Required task
Using the records below, report how many lines hold "that", with no extra text.

Dataset items:
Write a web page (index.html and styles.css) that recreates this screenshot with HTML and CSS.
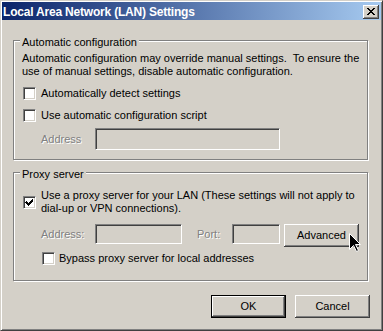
FILE: index.html
```html
<!DOCTYPE html>
<html>
<head>
<meta charset="utf-8">
<link rel="stylesheet" href="styles.css">
</head>
<body>
<div class="window">
  <div class="titlebar">
    <span class="title">Local Area Network (LAN) Settings</span>
    <span class="close">
      <svg width="16" height="14" viewBox="0 0 16 14" shape-rendering="crispEdges"><path fill="#000" d="M4 3h2v1h-2z M10 3h2v1h-2z M5 4h2v1h-2z M9 4h2v1h-2z M6 5h4v1h-4z M7 6h2v1h-2z M6 7h4v1h-4z M5 8h2v1h-2z M9 8h2v1h-2z M4 9h2v1h-2z M10 9h2v1h-2z"/></svg>
    </span>
  </div>
  <div class="client">
    <div class="group g1">
      <div class="legend">Automatic configuration</div>
      <p class="desc">Automatic configuration may override manual settings.&nbsp; To ensure the<br>use of manual settings, disable automatic configuration.</p>
      <div class="check"><span class="box"></span><span class="lbl">Automatically detect settings</span></div>
      <div class="check"><span class="box"></span><span class="lbl">Use automatic configuration script</span></div>
      <div class="field f1">
        <span class="dis addr">Address</span>
        <span class="edit e-auto"></span>
      </div>
    </div>
    <div class="group g2">
      <div class="legend">Proxy server</div>
      <div class="check multi"><span class="box"><svg width="13" height="13" viewBox="0 0 13 13" shape-rendering="crispEdges"><path fill="#000" d="M3 5h1v1h1v1h1v-1h1v-1h1v-1h1v-1h1v3h-1v1h-1v1h-1v1h-1v1h-1v-1h-1v-1h-1v-1h-1z"/></svg></span><span class="lbl">Use a proxy server for your LAN (These settings will not apply to<br>dial-up or VPN connections).</span></div>
      <div class="field f2">
        <span class="dis addr">Address:</span>
        <span class="edit e-addr"></span>
        <span class="dis port">Port:</span>
        <span class="edit e-port"></span>
        <button class="btn adv">Advanced</button>
      </div>
      <div class="check bypass"><span class="box"></span><span class="lbl">Bypass proxy server for local addresses</span></div>
    </div>
    <div class="actions">
      <button class="btn default">OK</button>
      <button class="btn">Cancel</button>
    </div>
  </div>
  <svg class="cursor" width="13" height="20" viewBox="0 0 13 20"><path d="M0.5 0.5V16.5L4.5 12.5L7.5 18.5L9.5 17.5L6.5 11.5H11.5Z" fill="#000" stroke="#fff" stroke-width="1"/></svg>
</div>
</body>
</html>
```
FILE: styles.css
```css
html, body {
  margin: 0;
  background: #d4d0c8;
}
body {
  font-family: "Liberation Sans", Arial, sans-serif;
  font-size: 11px;
  line-height: 13px;
  color: #000;
}
.window {
  position: relative;
  width: 383px;
  height: 331px;
  box-sizing: border-box;
  border: 1px solid;
  border-color: #d4d0c8 #404040 #404040 #d4d0c8;
  padding: 1px;
  box-shadow: inset 1px 1px 0 #fff, inset -1px -1px 0 #808080;
  background: #d4d0c8;
  overflow: hidden;
}
.titlebar {
  height: 18px;
  display: flex;
  align-items: flex-start;
  background: linear-gradient(90deg, #0a246a, #a6caf0);
  color: #fff;
}
.title {
  font-weight: bold;
  font-size: 12px;
  letter-spacing: -0.2px;
  line-height: 18px;
  padding-left: 1px;
  padding-top: 1px;
  white-space: nowrap;
}
.close {
  margin-left: auto;
  margin-right: 2px;
  margin-top: 3px;
  width: 16px;
  height: 14px;
  box-sizing: border-box;
  background: #d4d0c8;
  box-shadow: inset -1px -1px 0 #404040, inset 1px 1px 0 #fff, inset -2px -2px 0 #808080;
}
.close svg { display: block; }
.group {
  box-sizing: border-box;
  width: 355px;
  margin-left: 11px;
  border: 1px solid #808080;
  box-shadow: 1px 1px 0 #fff, inset 1px 1px 0 #fff;
  padding-left: 8px;
}
.g1 { margin-top: 20px; height: 120px; }
.g2 { margin-top: 12px; height: 109px; }
.legend {
  display: table;
  margin: -5px 0 0 -2px;
  padding: 0 2px;
  background: #d4d0c8;
}
.desc { margin: 3px 0 0; white-space: nowrap; }
.check {
  display: flex;
  align-items: center;
  margin-top: 9px;
  white-space: nowrap;
}
.g1 .desc + .check { margin-top: 9px; }
.check.multi { margin-top: 8px; }
.check.bypass { margin-top: 5px; }
.box {
  flex: none;
  width: 13px;
  height: 13px;
  box-sizing: border-box;
  margin-left: 1px;
  margin-right: 5px;
  border: 1px solid;
  border-color: #808080 #fff #fff #808080;
  box-shadow: inset 1px 1px 0 #404040, inset -1px -1px 0 #d4d0c8;
  background: #fff;
  position: relative;
}
.box svg { position: absolute; left: -1px; top: -1px; }
.bypass .box { margin-left: 20px; margin-right: 4px; }
.field {
  display: flex;
  align-items: center;
}
.f1 { margin-top: 6px; }
.f2 { margin-top: 9px; align-items: flex-start; }
.dis {
  color: #808080;
  text-shadow: 1px 1px 0 #fff;
}
.addr { margin-left: 19px; width: 54px; flex: none; }
.f2 .dis { line-height: 20px; }
.port { margin-left: 15px; width: 35px; flex: none; }
.edit {
  flex: none;
  box-sizing: border-box;
  border: 1px solid;
  border-color: #808080 #fff #fff #808080;
  box-shadow: inset 1px 1px 0 #404040, inset -1px -1px 0 #d4d0c8;
  background: #d4d0c8;
}
.e-auto { width: 185px; height: 22px; }
.e-addr { width: 87px; height: 20px; }
.e-port { width: 48px; height: 20px; }
.btn {
  width: 75px;
  height: 23px;
  box-sizing: border-box;
  padding: 0;
  border: none;
  background: #d4d0c8;
  font: inherit;
  color: #000;
  box-shadow: inset -1px -1px 0 #404040, inset 1px 1px 0 #fff, inset -2px -2px 0 #808080;
}
.btn.default {
  border: 1px solid #000;
}
.adv { margin-left: 4px; flex: none; }
.actions {
  display: flex;
  justify-content: flex-end;
  gap: 9px;
  margin: 14px 11px 0 0;
}
.cursor {
  position: absolute;
  left: 348px;
  top: 232px;
}
```
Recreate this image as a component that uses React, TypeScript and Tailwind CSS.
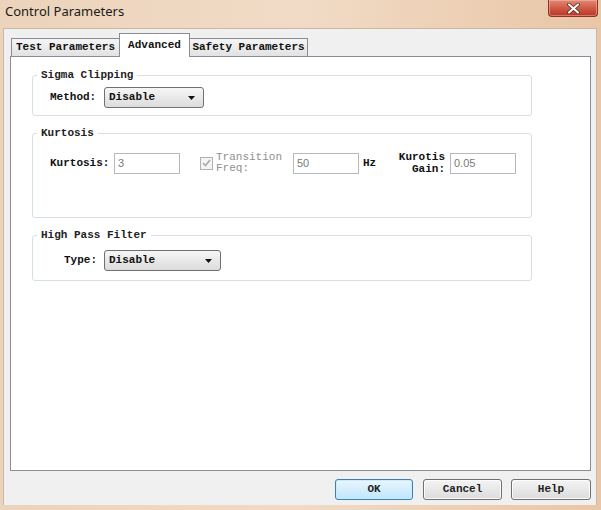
import React from "react";

const mono = { fontFamily: '"Liberation Mono", "DejaVu Sans Mono", monospace' };
const sans = { fontFamily: '"Liberation Sans", Arial, sans-serif' };

function Select({ width, value }: { width: string; value: string }) {
  return (
    <div
      className={`${width} h-[21px] flex items-center justify-between pl-[4px] pr-[8px] rounded-[3px] border border-[#707070] bg-gradient-to-b from-[#f6f6f6] to-[#dcdcdc] text-[11px] font-bold text-[#111]`}
      style={mono}
    >
      <span>{value}</span>
      <svg width="7" height="4" viewBox="0 0 7 4">
        <polygon points="0,0 7,0 3.5,4" fill="#111" />
      </svg>
    </div>
  );
}

function Input({ value }: { value: string }) {
  return (
    <div
      className="w-[66px] h-[21px] flex items-center pl-[3px] border border-[#b5b8bd] bg-white text-[11px] text-[#7a7a7a]"
      style={sans}
    >
      {value}
    </div>
  );
}

function Button({ label, width, primary }: { label: string; width: string; primary?: boolean }) {
  return (
    <div
      className={`${width} h-[21px] flex items-center justify-center rounded-[3px] border text-[11px] font-bold text-[#222] ${
        primary
          ? "border-[#3c7fb1] bg-gradient-to-b from-[#eaf6fd] to-[#bee6fd] shadow-[inset_0_0_0_1px_#c9ecfb]"
          : "border-[#707070] bg-gradient-to-b from-[#f4f4f4] to-[#dcdcdc] shadow-[inset_0_0_0_1px_#fbfbfb]"
      }`}
      style={mono}
    >
      {label}
    </div>
  );
}

export default function App() {
  return (
    <div className="w-[601px] h-[510px] flex flex-col bg-gradient-to-r from-[#ecd3bb] via-[#f1dbc6] to-[#e9c6a6] overflow-hidden">
      {/* Title bar */}
      <div className="h-[28px] flex items-start justify-between pl-[5px] pr-[3px]">
        <span className="mt-[2px] text-[13px] text-[#1b1b1b]" style={{ fontFamily: '"Noto Sans", "Open Sans", sans-serif' }}>
          Control Parameters
        </span>
        <div className="w-[50px] h-[17px] flex items-center justify-center rounded-b-[4px] border border-t-0 border-[#8d3325] bg-gradient-to-b from-[#e08a76] via-[#cf5a45] to-[#b8362a] shadow-[inset_0_0_0_1px_rgba(255,200,190,0.45)]">
          <svg width="13" height="11" viewBox="0 0 13 11">
            <path d="M2 1.5 L11 9.5 M11 1.5 L2 9.5" stroke="#5a2a24" strokeWidth="3.6" strokeLinecap="round" />
            <path d="M2 1.5 L11 9.5 M11 1.5 L2 9.5" stroke="#ffffff" strokeWidth="2" strokeLinecap="round" />
          </svg>
        </div>
      </div>

      {/* Client area */}
      <div className="ml-[3px] mr-[4px] h-[477px] flex flex-col bg-[#f0f0f0] border-l border-t border-r border-[#c9b8a8] pl-[6px] pr-[6px]">
        {/* Tabs */}
        <div className="relative z-10 mt-[4px] ml-[1px] flex items-end h-[24px] text-[11px] text-[#111]" style={mono}>
          <div className="w-[109px] h-[18px] mb-[1px] flex items-center justify-center border border-b-0 border-[#898c95] bg-gradient-to-b from-[#f5f5f5] to-[#e2e2e2] font-bold">
            Test Parameters
          </div>
          <div className="w-[71px] h-[24px] -ml-[1px] pb-[1px] flex items-center justify-center border border-b-0 border-[#898c95] bg-white font-bold">
            Advanced
          </div>
          <div className="w-[119px] h-[18px] -ml-[1px] mb-[1px] flex items-center justify-center border border-b-0 border-[#898c95] bg-gradient-to-b from-[#f5f5f5] to-[#e2e2e2] font-bold">
            Safety Parameters
          </div>
        </div>

        {/* Panel */}
        <div className="-mt-[1px] w-[581px] h-[415px] border border-[#898c95] bg-white pl-[21px] pt-[12px] flex flex-col text-[11px] text-[#111]" style={mono}>
          {/* Sigma Clipping */}
          <fieldset className="w-[500px] h-[47px] border border-[#d5dfe5] rounded-[3px] pl-[17px]">
            <legend className="-ml-[13px] px-[4px] leading-[12px] font-bold text-[#222]">Sigma Clipping</legend>
            <div className="mt-[6px] flex items-center">
              <span className="w-[54px] font-bold">Method:</span>
              <Select width="w-[100px]" value="Disable" />
            </div>
          </fieldset>

          {/* Kurtosis */}
          <fieldset className="mt-[11px] w-[500px] h-[91px] border border-[#d5dfe5] rounded-[3px] pl-[17px]">
            <legend className="-ml-[13px] px-[4px] leading-[12px] font-bold text-[#222]">Kurtosis</legend>
            <div className="mt-[13px] flex items-center h-[22px]">
              <span className="w-[64px] font-bold">Kurtosis:</span>
              <Input value="3" />
              <div className="ml-[20px] w-[13px] h-[13px] border border-[#b1b1b1] bg-[#f4f4f4] flex items-center justify-center">
                <svg width="9" height="8" viewBox="0 0 9 8">
                  <path d="M1 4 L3.5 6.5 L8 1" stroke="#a8a8a8" strokeWidth="1.6" fill="none" />
                </svg>
              </div>
              <div className="ml-[3px] w-[77px] flex flex-col leading-[11px] text-[#8f8f8f]">
                <span>Transition</span>
                <span>Freq:</span>
              </div>
              <Input value="50" />
              <span className="ml-[4px] w-[35px] font-bold">Hz</span>
              <div className="w-[47px] flex flex-col items-end leading-[12px] font-bold">
                <span>Kurotis</span>
                <span>Gain:</span>
              </div>
              <div className="ml-[5px]">
                <Input value="0.05" />
              </div>
            </div>
          </fieldset>

          {/* High Pass Filter */}
          <fieldset className="mt-[11px] w-[500px] h-[52px] border border-[#d5dfe5] rounded-[3px] pl-[31px]">
            <legend className="-ml-[27px] px-[4px] leading-[12px] font-bold text-[#222]">High Pass Filter</legend>
            <div className="mt-[9px] flex items-center">
              <span className="w-[40px] font-bold">Type:</span>
              <Select width="w-[117px]" value="Disable" />
            </div>
          </fieldset>
        </div>

        {/* Buttons */}
        <div className="mt-[8px] -mr-[1px] flex justify-end">
          <Button label="OK" width="w-[78px]" primary />
          <div className="ml-[10px]">
            <Button label="Cancel" width="w-[79px]" />
          </div>
          <div className="ml-[9px]">
            <Button label="Help" width="w-[80px]" />
          </div>
        </div>
      </div>
    </div>
  );
}
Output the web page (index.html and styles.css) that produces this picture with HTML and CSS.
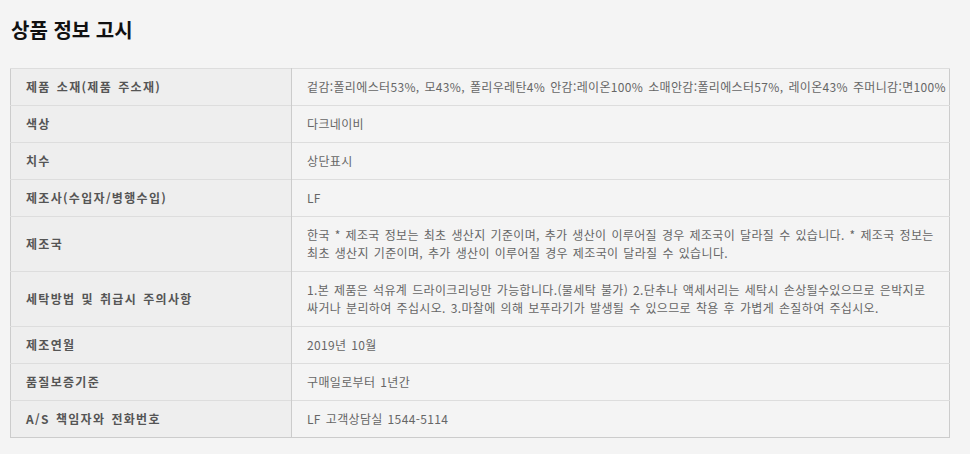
FILE: index.html
```html
<!DOCTYPE html>
<html lang="ko">
<head>
<meta charset="utf-8">
<title>상품 정보 고시</title>
<link rel="stylesheet" href="styles.css">
</head>
<body>
<h2 class="title">상품 정보 고시</h2>
<table class="info">
  <tbody>
    <tr><th>제품 소재(제품 주소재)</th><td>겉감:폴리에스터53%, 모43%, 폴리우레탄4% 안감:레이온100% 소매안감:폴리에스터57%, 레이온43% 주머니감:면100%</td></tr>
    <tr><th>색상</th><td>다크네이비</td></tr>
    <tr><th>치수</th><td>상단표시</td></tr>
    <tr><th>제조사(수입자/병행수입)</th><td>LF</td></tr>
    <tr><th>제조국</th><td>한국 * 제조국 정보는 최초 생산지 기준이며, 추가 생산이 이루어질 경우 제조국이 달라질 수 있습니다. * 제조국 정보는 최초 생산지 기준이며, 추가 생산이 이루어질 경우 제조국이 달라질 수 있습니다.</td></tr>
    <tr><th>세탁방법 및 취급시 주의사항</th><td>1.본 제품은 석유계 드라이크리닝만 가능합니다.(물세탁 불가) 2.단추나 액세서리는 세탁시 손상될수있으므로 은박지로 싸거나 분리하여 주십시오. 3.마찰에 의해 보푸라기가 발생될 수 있으므로 착용 후 가볍게 손질하여 주십시오.</td></tr>
    <tr><th>제조연월</th><td>2019년 10월</td></tr>
    <tr><th>품질보증기준</th><td>구매일로부터 1년간</td></tr>
    <tr><th>A/S 책임자와 전화번호</th><td>LF 고객상담실 1544-5114</td></tr>
  </tbody>
</table>
</body>
</html>
```

FILE: styles.css
```css
html, body {
  background: #f4f4f4;
}
body {
  margin: 10px;
  font-family: "Noto Sans CJK KR", "Noto Sans", sans-serif;
}
.title {
  margin: 0;
  font-size: 20px;
  line-height: 40px;
  font-weight: bold;
  color: #111;
  padding-left: 1px;
}
.info {
  margin-top: 18px;
  width: 940px;
  border-collapse: collapse;
  border: 1px solid #cccccc;
  font-size: 12px;
  line-height: 18px;
}
.info th,
.info td {
  padding: 9px 1px 9px 15px;
  border-top: 1px solid #dddddd;
  text-align: left;
  vertical-align: middle;
  word-break: keep-all;
}
.info th {
  width: 264px;
  background: #eeeeee;
  color: #555555;
  font-weight: bold;
  border-right: 1px solid #cccccc;
  letter-spacing: 1.3px;
  word-spacing: 1.5px;
}
.info td {
  color: #666666;
  background: #f4f4f4;
  letter-spacing: 0.35px;
  word-spacing: 1.2px;
}
```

Solution below
3